▶ _Exercise_
What lines of the data include the string "this"? Copy them all.
============================================================
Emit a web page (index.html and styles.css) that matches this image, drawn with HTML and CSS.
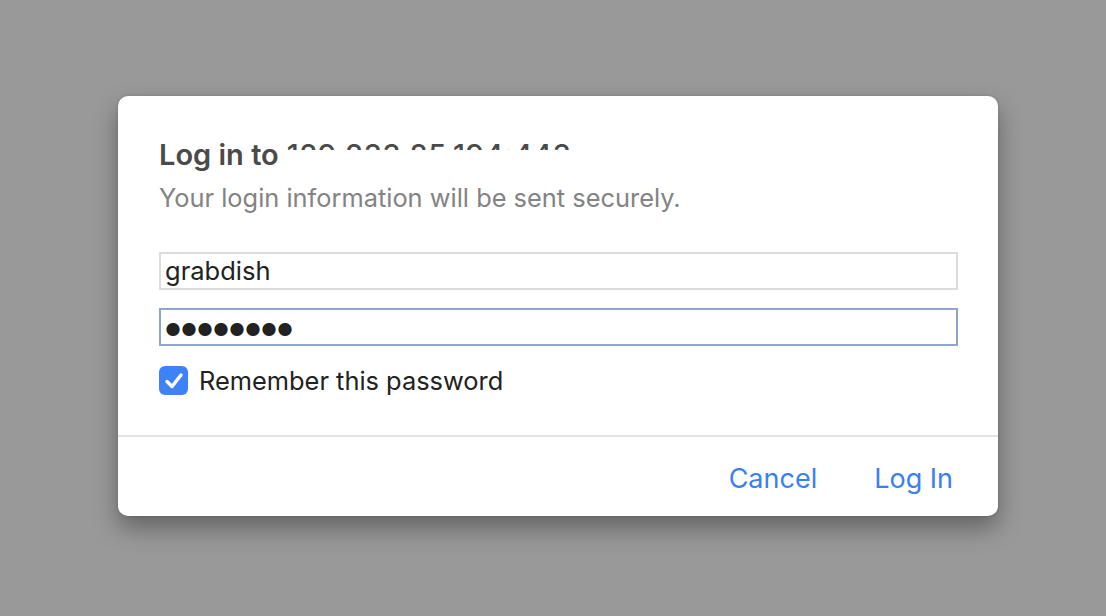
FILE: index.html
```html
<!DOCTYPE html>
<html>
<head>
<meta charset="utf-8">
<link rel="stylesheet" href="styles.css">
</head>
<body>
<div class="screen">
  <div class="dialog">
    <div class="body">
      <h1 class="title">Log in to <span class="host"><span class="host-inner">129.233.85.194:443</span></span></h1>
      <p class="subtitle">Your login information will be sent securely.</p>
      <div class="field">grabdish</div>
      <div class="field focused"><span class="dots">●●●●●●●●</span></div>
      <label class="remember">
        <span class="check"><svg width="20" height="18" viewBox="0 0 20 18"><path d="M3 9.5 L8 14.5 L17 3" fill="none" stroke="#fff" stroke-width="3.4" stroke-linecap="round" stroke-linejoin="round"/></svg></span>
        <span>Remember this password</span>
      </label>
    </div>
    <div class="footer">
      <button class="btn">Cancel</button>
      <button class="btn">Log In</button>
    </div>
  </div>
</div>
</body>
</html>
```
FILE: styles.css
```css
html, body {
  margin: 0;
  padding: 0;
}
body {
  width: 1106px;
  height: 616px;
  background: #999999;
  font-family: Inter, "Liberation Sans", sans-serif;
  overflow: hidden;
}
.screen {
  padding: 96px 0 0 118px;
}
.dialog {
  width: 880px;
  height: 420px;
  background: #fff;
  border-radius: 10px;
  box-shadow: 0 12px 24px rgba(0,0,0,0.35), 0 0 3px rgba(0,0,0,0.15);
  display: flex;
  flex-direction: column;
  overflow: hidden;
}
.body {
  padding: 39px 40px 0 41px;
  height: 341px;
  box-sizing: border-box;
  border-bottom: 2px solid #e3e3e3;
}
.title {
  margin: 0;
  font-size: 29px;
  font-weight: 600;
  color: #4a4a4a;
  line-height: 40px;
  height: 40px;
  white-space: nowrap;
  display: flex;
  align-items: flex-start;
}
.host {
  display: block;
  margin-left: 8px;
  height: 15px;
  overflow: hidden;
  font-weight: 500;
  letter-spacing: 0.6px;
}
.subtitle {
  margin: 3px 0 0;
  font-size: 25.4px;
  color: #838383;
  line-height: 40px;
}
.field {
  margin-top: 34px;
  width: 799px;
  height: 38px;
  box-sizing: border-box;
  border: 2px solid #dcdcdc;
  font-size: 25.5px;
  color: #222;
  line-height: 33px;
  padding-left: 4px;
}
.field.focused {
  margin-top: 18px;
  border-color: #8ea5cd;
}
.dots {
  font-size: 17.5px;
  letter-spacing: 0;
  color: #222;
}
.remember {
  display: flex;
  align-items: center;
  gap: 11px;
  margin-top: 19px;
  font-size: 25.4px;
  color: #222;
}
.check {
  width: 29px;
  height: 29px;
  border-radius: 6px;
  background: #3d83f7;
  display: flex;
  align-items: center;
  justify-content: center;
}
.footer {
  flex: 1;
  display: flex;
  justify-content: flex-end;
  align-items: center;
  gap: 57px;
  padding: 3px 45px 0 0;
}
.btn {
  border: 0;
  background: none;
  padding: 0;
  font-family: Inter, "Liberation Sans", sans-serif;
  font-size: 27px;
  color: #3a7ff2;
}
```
============================================================
▶ _Correct response_
Emit a web page (index.html and styles.css) that matches this image, drawn with HTML and CSS.
        <span>Remember this password</span>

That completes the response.